The court has already
“retired” three civil servants and imposed penalties on 14 others for striking
in the governorate of Monufia, arguing that withdrawing labour “goes against
Islamic teachings and the purposes of Islamic sharia”.
Under Islamic law, the
court announced with almost Isis-style formality, “obeying orders by seniors at
work is a duty”. This was a very weird ruling.
The teachings of the Prophet
forbid alcohol consumption (mercifully, for millions of Muslims, cigarettes had
not been invented in the seventh century), but trade unions would have been
incomprehensible in any ancient caliphate.
Not that the Egyptian government
has much to worry about from its officially sanctioned unions.
Gebali
al-Maraghy, chairman of the Egyptian Trade Union Federation, declared in an
interview with Al-Musry Al-Youm newspaper that “our task is to carry out all
the demands made by the President … increasing production and fighting
terrorism”.
Former deputy prime minister Ziad Bahaa Eddin found the court’s
ruling absurd. “Didn’t we demonstrate against the constitution drafted by the
Muslim Brotherhood because it attempted to mix religion with the state?” he
asked.
True.
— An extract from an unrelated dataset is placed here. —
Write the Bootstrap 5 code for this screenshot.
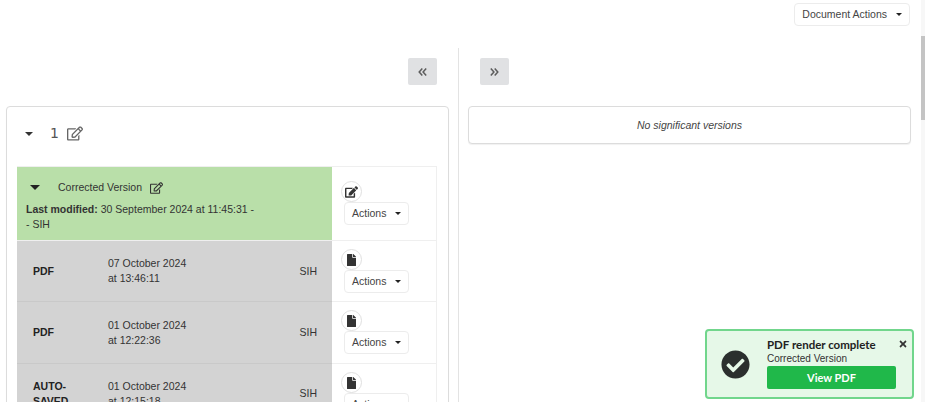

Indeed, we in the West
are now encouraging a very familiar “new” state in Egypt: paternalistic,
dictatorial, haunted by “foreign” enemies – it’s only a matter of time before
the Egyptian government declares Isis an arm of Mossad – in which an ocean of
poverty is regarded as the very reason why ever more draconian laws must be
used against free speech.
The people want bread, we are told, not freedom;
security rather than “terrorism”.
Egypt is, in fact, following the
path of so many other countries that are being torn apart by Isis. For, if you
torture your people enough, Isis will germinate in their wounds.
Thus Sinai is now as much under
the “control” of Isis as it is of Egypt.
The Cairo bomb that assassinated
President Sisi’s chief prosecutor proves that Isis operations have crossed the
Suez Canal. And even the Egyptian navy can be attacked.
Was there ever a more potent
symbol of our choice? Between the devil and the deep blue sea.